Lincoln believes any family can find a rabbit to match their lifestyle and personality. “A family must be willing to devote some time to let the rabbit roam in a bunny-proofed area,” she said. “A busy family can choose an older, mellow pair or group of bunnies and give them a large area if they aren’t home often to spend a lot of time with the rabbits.”
Charland said a person must love rabbits and be willing to give them proper living quarters indoors. Having hay and some bun poop on the floor or having some furniture or other items chewed a bit shouldn’t bother a rabbit owner too much. The home should be quieter and be rabbit-proofed. Charland also warned about high veterinary bills. In addition to all this, she said the ideal rabbit owner is: “Someone who has time to spend with a rabbit or two, and someone who is willing to care for them for ten years plus.”
Charland said the Bunny Bunch gets contacted every day by people wanting to give up a pet rabbit because it wasn’t what they expected. Below is her checklist of what people should know about rabbits. She encourages people to wait until Easter is over and do their research before getting a rabbit.
n Rabbits are harder and more expensive to care for than cats and dogs.
n Rabbits should never live in a child’s room, or in a cage or hutch.
n Rabbits need to live indoors with AC in most places during the summer.
n Rabbits are not a cuddly animal and don’t like to be picked up.
n Rabbits are not good animals for children.
n Rabbits are a big commitment.
n Rabbits do much better in pairs.
n Rabbits must be spayed or neutered to prevent breeding; rabbits that live alone still need to be spayed or neutered to prevent health and behavioral issues.
If Not For Easter, Then When?
The answer to when someone should get a rabbit depends on the person or family. Charland, Lincoln and Patino all said that taking time to learn all about pet rabbits, meeting the rabbits’ needs and making a commitment to the rabbits are all crucial.

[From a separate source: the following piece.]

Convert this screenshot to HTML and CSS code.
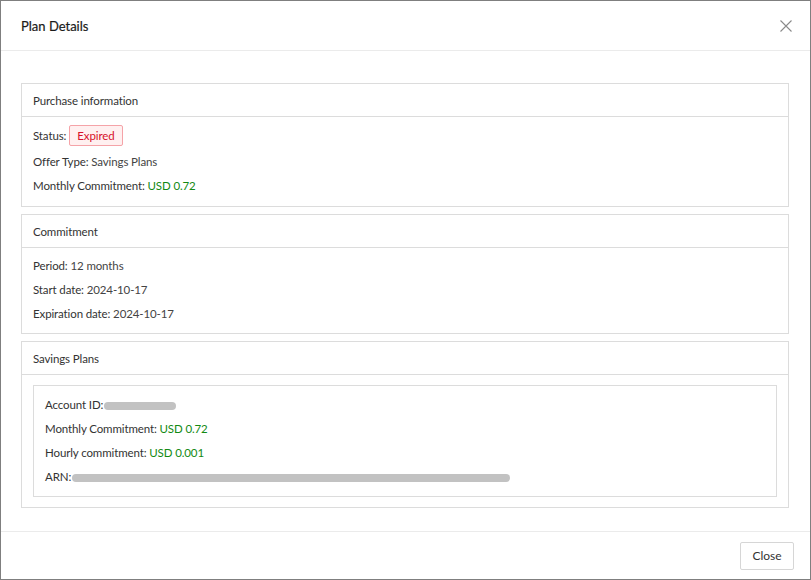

“Adopting families should think about what they want out of a rabbit before adopting,” Lincoln said. “We encourage meet-and-greets to see how a rabbit matches with a family as well as how children react to a rabbit. Sometimes, after holding a rabbit that you’ve seen a photo of online, it can be difficult not to take it home. Our adoption application asks what personality traits would they like to see in a rabbit, such as a snuggler, a companion for another rabbit or interactive. We try to match their new bunny with their top personality choice. If the biggest thing they are looking for is outgoing, then we steer them toward rabbits who are known for hopping up to people at adoption day. If they are looking to adopt a bunny for their children to sit and snuggle with, we talk about holding vs. sitting on the couch and petting, and focus on rabbits who are mellow and are more inclined to be a couch potato for a massage session.”
Once someone does all these things, any time can be the right time. Well, almost any time.
“Ideally the family should be able to have time to commit to litter box-training and getting-to-know-you time,” Lincoln said. “So before finals week, a big vacation or a major holiday with family members over would not be the best time.”
Patino offered similar advice. “[It’s] best if you’re able to spend time with the rabbits as they get acclimated to their new home and welcome them while observing what they are interested in and what needs they may have,” he said. “Can they get to their food? Is there something scaring them or maybe an area that needs to be restricted until bunny-proofing can be done? ‘Never rush into bringing an animal home’ is a good rule of paw!”